The first and most immediate pathway out of the crisis is a ceasefire, likely born of hard bargaining and bruised egos rather than trust. Such a truce could see Iran agree, even temporarily, to restore smoother passage through the strait in exchange for a halt to bombardment and some broader accommodation over its nuclear programme. Yet even under this comparatively optimistic scenario, the Strait would remain predominantly under Iranian control. Reports have already surfaced of tolls being extracted from ships seeking safe exit — a wartime expedient, perhaps, but one that hints at a possible post-conflict reality. Under international law, levying tolls in an international strait during peacetime is prohibited. However, laws on paper can look fragile after weeks of missiles and air strikes. Tehran may calculate that the world, eager for stability, will swallow a quasi-official fee structure as the price of calm. Shipping companies, faced with the alternative of paralysis, would likely comply and quietly pass the cost down the line. The result would be higher prices for Gulf exports and, eventually, for consumers far removed from the Gulf’s heat. This scenario is the most plausible because it aligns with the visible diplomatic push to end open hostilities. But it would hinge on Iranian concessions significant enough for Washington to declare success — a tall order given the rhetoric on both sides.
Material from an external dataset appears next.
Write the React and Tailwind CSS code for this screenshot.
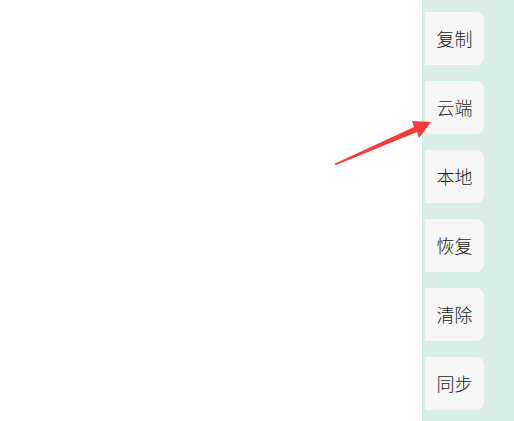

The second scenario is far more combustible: an American shift from air and missile strikes to a ground operation. The United States has reportedly bolstered its regional presence by thousands of troops, bringing the total in the broader Gulf theatre to around 50,000. Such a posture suggests readiness, even if it does not guarantee intent. Analysts have speculated about the seizure of Kharg Island, through which the bulk of Iran’s crude exports flow. Yet Kharg is not in the Strait of Hormuz itself and would not, by its capture alone, reopen the waterway. To secure Hormuz militarily would require an extensive naval commitment: minesweeping operations, constant surveillance and armed escorts shepherding commercial vessels in both directions. It would also demand political cover from allies. President Trump has indicated little appetite for acting entirely alone, and key partners have been cautious, if not outright resistant, to being drawn deeper into the confrontation. The military risks are obvious — Iranian asymmetric retaliation, regional escalation, attacks on US assets — but the political risks are equally stark. A prolonged ground engagement in yet another Middle Eastern conflict would test American public tolerance and strain alliances. For all its capability, Washington may conclude that reopening Hormuz by force carries costs disproportionate to the prize.
The third path is less dramatic but potentially more durable: end the war while leaving the strait’s security to a broader international framework. Momentum is building for collective action. On March 11, the United Nations Security Council adopted Resolution 2817 addressing the safety of navigation in the Gulf and through the Strait of Hormuz. A subsequent resolution could explicitly authorise member states to secure the waterway, creating a legal foundation for a UN-mandated naval coalition. Such a mission would clear mines, patrol shipping lanes and escort vessels under an international flag, signalling that freedom of navigation is a shared interest rather than a unilateral demand. The United Kingdom has already convened discussions with partners, including Australia, to explore options. Other stakeholders — European states and Asian powers such as China, whose economies are tightly bound to Gulf energy flows — would have both the incentive and the naval capacity to contribute. Yet these governments are unlikely to act while missiles are still flying. They would prefer a post-conflict environment in which the United States has stepped back and the immediate risk of direct confrontation with Iran has subsided. This coalition model becomes the logical fallback if Washington declares victory, withdraws and leaves the question of maritime security unresolved.
What is beyond dispute is that the pre-war status quo will not simply snap back into place. Geography has not changed. Iran will continue to sit astride the northern shore of a narrow channel through which a significant share of the world’s energy must pass. Even if hostilities cease and a broader settlement takes shape, Tehran will retain the capacity to disrupt, delay or monetise that passage. The rest of the world will have to decide whether to accommodate that reality, deter it or dilute it through collective oversight. The Strait of Hormuz has always been a chokepoint; now it is also a reminder that globalisation rests on fragile corridors controlled by sovereign states with their own grievances and ambitions. The choices made in the coming weeks — whether toward compromise, escalation or multilateral management — will determine not just the flow of oil, but the balance between power and law on one of the world’s most consequential stretches of water.